Identify every line in the records below that contains the word "page", and reproduce each one.

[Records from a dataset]
──────────────────────────────
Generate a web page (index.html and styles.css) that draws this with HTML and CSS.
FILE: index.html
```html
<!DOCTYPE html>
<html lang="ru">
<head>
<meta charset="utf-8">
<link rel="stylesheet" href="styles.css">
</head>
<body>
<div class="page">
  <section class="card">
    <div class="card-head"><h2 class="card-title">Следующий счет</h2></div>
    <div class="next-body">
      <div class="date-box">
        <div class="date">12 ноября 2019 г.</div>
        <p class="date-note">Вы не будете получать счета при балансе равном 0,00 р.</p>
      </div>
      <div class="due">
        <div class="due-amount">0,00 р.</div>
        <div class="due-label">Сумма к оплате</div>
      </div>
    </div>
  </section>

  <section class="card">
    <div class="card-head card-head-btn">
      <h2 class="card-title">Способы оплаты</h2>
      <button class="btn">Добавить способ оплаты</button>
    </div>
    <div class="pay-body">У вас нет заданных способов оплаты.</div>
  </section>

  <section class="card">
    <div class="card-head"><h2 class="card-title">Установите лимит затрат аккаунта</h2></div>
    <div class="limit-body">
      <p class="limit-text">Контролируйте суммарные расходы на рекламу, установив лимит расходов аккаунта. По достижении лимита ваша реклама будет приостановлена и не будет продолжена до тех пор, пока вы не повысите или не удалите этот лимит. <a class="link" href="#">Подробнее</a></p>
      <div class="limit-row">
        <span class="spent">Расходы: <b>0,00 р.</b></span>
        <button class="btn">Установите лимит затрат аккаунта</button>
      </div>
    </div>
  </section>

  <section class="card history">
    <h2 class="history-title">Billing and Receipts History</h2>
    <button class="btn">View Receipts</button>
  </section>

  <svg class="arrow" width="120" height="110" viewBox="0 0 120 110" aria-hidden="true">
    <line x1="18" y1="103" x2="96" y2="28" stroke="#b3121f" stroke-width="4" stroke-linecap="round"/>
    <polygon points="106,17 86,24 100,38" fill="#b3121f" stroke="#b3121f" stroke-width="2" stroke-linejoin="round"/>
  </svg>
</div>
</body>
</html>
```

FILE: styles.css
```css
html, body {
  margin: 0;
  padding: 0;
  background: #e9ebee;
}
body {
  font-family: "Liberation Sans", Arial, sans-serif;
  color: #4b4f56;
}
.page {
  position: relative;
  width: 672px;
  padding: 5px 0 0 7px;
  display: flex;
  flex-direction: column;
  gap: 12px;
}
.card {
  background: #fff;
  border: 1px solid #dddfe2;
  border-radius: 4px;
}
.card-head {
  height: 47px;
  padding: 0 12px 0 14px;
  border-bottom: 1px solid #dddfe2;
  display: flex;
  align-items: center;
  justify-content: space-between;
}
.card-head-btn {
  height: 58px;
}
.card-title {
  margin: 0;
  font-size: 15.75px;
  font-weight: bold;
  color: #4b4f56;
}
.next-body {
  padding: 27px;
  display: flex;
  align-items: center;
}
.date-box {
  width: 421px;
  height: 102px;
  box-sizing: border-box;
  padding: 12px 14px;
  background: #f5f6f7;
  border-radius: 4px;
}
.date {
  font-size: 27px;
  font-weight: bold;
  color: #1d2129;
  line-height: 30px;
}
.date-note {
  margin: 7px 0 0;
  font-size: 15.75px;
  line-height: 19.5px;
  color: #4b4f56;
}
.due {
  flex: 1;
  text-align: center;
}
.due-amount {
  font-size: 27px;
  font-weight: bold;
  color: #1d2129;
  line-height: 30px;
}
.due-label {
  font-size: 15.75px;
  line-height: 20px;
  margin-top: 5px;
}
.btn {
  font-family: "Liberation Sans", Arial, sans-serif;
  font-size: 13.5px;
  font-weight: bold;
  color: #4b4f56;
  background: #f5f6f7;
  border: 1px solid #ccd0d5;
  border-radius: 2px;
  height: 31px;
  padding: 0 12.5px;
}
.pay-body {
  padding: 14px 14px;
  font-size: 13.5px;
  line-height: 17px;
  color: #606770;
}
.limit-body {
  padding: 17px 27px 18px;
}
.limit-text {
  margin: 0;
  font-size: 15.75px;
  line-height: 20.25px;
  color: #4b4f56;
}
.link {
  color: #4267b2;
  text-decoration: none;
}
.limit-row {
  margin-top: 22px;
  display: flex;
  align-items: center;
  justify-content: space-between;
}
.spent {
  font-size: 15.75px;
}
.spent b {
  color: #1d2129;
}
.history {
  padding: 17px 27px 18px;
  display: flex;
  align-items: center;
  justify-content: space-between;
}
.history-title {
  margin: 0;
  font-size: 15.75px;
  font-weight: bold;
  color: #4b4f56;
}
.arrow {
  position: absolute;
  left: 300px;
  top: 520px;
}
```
──────────────────────────────
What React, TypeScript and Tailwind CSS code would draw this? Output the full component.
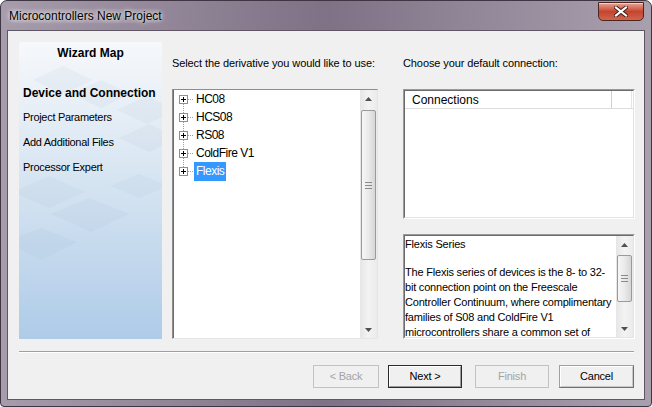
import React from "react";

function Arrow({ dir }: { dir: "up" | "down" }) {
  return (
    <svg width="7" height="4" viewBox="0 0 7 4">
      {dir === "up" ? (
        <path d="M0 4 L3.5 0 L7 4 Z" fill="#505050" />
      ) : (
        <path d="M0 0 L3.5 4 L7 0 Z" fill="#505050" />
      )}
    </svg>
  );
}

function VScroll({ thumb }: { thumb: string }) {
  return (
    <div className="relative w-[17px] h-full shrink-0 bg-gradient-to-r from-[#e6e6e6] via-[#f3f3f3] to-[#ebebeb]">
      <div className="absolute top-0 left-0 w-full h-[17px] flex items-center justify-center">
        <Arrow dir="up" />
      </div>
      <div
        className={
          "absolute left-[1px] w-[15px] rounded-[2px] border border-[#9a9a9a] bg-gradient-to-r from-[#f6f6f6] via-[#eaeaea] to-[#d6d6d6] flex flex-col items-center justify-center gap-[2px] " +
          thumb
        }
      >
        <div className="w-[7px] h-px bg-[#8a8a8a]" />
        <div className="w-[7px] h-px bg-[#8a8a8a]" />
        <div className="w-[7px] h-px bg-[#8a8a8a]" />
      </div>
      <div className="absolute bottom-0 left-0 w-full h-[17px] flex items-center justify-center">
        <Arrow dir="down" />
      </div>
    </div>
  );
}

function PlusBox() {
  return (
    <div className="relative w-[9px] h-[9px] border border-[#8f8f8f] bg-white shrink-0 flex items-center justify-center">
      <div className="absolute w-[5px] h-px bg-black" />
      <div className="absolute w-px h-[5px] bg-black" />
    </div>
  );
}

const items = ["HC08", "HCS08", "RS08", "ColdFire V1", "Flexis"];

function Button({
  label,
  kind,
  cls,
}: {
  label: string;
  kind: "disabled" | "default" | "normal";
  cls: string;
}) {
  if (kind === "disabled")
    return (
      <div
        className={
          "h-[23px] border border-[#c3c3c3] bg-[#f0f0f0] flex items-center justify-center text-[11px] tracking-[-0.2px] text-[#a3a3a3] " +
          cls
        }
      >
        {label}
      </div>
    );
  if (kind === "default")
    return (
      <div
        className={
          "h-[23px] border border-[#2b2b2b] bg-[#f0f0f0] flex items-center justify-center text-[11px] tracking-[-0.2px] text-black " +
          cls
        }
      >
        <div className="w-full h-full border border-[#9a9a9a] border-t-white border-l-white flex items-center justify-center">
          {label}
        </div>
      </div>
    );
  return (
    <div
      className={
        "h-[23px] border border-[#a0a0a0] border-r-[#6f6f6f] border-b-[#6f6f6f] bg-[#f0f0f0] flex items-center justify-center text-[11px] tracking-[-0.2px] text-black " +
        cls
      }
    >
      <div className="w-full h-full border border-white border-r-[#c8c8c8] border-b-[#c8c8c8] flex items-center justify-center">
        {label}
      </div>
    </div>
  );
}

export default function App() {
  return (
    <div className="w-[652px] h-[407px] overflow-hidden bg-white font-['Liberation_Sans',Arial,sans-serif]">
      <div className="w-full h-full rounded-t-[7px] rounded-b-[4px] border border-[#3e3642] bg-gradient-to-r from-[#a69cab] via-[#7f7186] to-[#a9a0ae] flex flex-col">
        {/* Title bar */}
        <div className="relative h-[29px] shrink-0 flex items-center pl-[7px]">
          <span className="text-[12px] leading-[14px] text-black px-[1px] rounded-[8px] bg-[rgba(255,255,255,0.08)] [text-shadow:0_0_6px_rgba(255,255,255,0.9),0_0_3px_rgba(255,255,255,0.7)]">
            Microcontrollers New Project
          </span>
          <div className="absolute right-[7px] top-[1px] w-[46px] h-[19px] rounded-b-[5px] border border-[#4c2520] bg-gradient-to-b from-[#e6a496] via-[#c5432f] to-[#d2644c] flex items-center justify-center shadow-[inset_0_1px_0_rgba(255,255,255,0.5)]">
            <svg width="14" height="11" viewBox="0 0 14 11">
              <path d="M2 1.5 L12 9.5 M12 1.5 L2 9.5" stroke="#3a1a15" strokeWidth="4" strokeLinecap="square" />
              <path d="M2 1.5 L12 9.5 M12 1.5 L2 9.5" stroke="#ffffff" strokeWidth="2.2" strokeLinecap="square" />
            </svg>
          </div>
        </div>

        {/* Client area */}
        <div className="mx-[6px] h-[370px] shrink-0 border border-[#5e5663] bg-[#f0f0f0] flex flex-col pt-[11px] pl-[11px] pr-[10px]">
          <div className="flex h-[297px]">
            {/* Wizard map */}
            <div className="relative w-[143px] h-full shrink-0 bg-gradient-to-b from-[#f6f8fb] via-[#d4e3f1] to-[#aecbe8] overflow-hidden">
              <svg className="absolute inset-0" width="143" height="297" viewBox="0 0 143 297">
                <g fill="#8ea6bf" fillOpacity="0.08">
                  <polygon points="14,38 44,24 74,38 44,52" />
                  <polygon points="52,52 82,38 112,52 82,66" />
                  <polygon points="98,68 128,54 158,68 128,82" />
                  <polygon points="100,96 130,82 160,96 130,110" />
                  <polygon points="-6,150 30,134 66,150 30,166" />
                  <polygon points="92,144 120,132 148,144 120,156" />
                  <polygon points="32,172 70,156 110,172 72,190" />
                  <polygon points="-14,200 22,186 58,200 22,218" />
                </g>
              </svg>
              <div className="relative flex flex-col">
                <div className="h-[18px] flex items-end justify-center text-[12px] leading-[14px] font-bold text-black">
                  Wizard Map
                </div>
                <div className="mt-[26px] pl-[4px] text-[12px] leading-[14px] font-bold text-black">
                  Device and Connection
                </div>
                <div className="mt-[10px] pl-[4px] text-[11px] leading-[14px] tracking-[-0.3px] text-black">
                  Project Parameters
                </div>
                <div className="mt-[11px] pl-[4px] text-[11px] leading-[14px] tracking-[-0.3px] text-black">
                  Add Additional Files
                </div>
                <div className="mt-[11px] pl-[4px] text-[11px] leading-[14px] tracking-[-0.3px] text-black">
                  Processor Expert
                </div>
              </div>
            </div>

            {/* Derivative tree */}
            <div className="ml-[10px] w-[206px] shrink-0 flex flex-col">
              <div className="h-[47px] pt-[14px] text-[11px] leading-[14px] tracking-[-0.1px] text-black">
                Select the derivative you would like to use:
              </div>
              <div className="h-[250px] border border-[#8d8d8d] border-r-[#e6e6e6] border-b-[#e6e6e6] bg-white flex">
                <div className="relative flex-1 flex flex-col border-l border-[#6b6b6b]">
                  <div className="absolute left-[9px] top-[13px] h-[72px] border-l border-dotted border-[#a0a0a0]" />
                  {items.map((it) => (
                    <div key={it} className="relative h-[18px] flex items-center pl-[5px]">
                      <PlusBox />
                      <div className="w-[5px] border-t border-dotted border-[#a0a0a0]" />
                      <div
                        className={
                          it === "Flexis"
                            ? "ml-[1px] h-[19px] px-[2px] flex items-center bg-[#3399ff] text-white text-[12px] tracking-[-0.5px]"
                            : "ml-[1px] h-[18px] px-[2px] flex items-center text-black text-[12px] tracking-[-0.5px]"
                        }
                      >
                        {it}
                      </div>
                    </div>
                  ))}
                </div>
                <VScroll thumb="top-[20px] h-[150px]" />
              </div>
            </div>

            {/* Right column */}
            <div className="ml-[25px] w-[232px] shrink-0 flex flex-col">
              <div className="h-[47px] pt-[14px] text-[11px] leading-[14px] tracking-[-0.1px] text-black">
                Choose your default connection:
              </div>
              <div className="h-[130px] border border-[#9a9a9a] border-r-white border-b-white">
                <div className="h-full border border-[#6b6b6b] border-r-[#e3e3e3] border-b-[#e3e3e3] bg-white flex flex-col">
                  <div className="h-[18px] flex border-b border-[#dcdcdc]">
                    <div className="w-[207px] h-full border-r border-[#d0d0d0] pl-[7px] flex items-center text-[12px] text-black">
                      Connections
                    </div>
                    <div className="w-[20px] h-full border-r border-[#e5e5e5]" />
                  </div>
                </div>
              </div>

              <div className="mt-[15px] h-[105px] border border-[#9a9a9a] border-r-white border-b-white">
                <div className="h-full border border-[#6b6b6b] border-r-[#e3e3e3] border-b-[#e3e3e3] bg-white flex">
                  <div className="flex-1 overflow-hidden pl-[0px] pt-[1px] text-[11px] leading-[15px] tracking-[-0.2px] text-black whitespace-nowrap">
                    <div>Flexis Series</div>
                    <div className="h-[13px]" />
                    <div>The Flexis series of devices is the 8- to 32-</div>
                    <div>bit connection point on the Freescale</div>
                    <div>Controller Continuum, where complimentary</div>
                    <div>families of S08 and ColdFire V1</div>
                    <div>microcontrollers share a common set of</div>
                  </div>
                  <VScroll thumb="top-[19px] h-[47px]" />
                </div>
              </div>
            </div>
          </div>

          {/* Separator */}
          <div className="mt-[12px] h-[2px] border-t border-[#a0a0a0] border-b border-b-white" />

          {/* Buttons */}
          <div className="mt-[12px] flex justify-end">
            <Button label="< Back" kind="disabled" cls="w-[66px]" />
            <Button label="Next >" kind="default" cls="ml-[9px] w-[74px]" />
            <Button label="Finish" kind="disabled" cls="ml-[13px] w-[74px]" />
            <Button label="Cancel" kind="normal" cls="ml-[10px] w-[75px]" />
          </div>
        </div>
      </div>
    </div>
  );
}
──────────────────────────────
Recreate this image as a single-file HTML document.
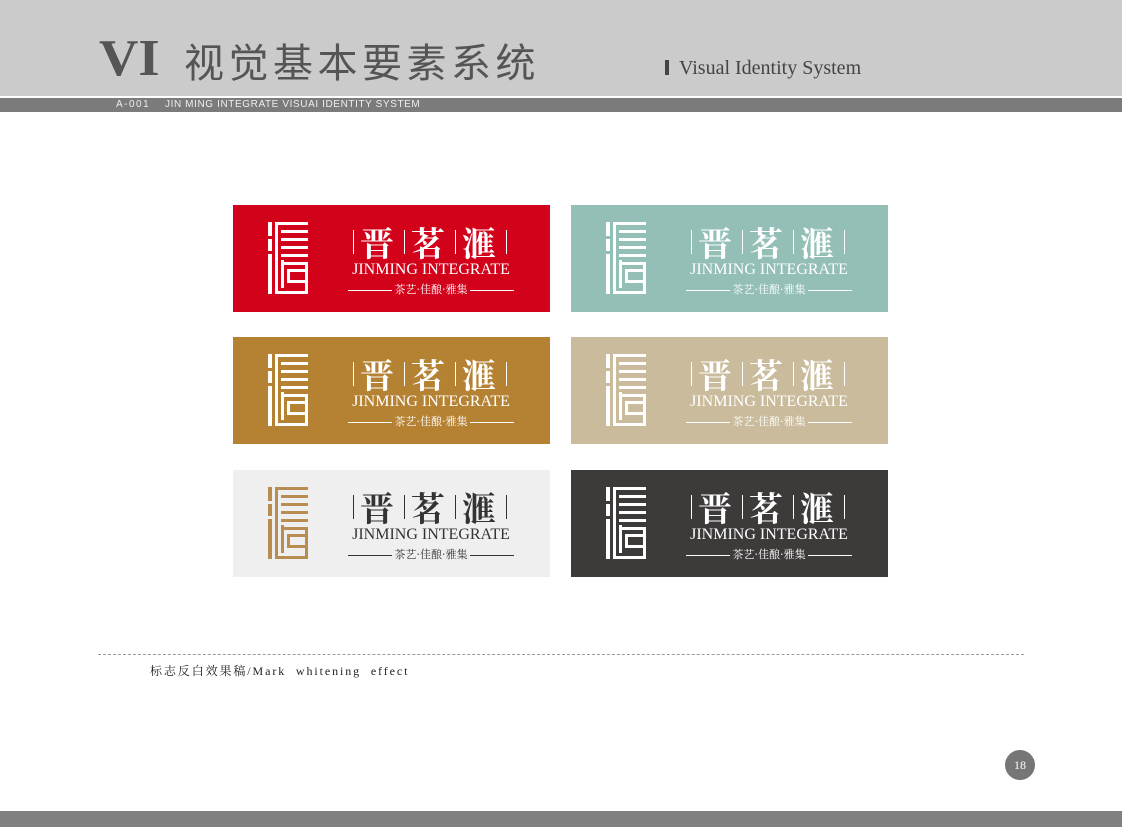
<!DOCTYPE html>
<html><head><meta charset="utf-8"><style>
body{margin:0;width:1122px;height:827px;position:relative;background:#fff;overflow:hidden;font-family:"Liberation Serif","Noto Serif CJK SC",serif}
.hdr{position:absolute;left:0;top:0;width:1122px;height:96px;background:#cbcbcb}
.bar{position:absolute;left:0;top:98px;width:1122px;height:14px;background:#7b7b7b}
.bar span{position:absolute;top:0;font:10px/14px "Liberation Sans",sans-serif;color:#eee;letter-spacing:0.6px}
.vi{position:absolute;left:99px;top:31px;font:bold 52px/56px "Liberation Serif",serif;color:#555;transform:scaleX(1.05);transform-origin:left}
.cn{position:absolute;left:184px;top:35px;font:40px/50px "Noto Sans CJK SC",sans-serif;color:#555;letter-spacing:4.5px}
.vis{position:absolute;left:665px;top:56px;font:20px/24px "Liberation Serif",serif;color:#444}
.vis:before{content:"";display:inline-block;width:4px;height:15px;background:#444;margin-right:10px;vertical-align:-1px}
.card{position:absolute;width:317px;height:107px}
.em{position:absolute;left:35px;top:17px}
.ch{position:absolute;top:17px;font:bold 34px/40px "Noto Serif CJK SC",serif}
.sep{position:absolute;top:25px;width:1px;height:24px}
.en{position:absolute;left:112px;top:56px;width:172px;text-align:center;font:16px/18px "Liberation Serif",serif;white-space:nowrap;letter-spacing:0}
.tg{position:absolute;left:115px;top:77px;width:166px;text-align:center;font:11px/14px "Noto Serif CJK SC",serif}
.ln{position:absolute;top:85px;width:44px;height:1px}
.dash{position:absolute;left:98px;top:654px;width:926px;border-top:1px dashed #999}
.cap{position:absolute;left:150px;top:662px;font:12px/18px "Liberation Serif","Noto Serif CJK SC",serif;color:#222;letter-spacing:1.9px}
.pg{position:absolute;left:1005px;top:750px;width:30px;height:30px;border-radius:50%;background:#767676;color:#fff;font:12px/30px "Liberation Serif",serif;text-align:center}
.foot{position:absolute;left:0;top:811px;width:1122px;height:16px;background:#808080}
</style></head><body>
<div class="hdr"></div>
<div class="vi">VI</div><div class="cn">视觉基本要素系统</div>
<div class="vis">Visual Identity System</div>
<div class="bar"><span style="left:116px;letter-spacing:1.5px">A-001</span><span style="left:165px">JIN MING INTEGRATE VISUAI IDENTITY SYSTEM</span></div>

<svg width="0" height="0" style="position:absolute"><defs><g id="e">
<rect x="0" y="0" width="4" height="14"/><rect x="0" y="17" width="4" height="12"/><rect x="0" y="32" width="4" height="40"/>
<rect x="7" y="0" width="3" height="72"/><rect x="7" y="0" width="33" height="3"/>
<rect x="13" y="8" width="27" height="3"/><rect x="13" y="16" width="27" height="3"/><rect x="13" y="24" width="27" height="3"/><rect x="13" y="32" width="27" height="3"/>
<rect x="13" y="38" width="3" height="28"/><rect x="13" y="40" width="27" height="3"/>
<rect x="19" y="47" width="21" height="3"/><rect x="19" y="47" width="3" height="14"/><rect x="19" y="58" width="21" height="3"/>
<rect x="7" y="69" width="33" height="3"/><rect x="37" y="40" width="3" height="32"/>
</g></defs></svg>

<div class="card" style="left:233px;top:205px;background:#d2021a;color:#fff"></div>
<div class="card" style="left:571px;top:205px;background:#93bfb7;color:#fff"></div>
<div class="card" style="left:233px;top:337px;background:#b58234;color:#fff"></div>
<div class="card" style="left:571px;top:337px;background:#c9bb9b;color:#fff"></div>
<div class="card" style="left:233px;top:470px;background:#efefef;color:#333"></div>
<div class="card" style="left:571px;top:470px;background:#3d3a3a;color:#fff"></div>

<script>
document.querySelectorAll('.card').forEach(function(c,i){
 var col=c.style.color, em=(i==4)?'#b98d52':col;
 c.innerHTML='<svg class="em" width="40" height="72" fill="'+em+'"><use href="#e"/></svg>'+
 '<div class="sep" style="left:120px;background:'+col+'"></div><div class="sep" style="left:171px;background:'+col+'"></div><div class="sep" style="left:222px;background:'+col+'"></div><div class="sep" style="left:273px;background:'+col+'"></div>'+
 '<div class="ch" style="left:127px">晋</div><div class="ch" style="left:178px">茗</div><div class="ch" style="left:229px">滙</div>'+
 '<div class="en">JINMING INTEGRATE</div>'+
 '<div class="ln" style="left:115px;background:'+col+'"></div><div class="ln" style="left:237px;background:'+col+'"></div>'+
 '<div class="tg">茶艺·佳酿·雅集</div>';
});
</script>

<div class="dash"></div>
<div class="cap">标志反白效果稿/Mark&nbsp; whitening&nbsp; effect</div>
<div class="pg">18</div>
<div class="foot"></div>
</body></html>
──────────────────────────────
● **REPLY TO THE EXERCISE**
Generate a web page (index.html and styles.css) that draws this with HTML and CSS.
<div class="page">
.page {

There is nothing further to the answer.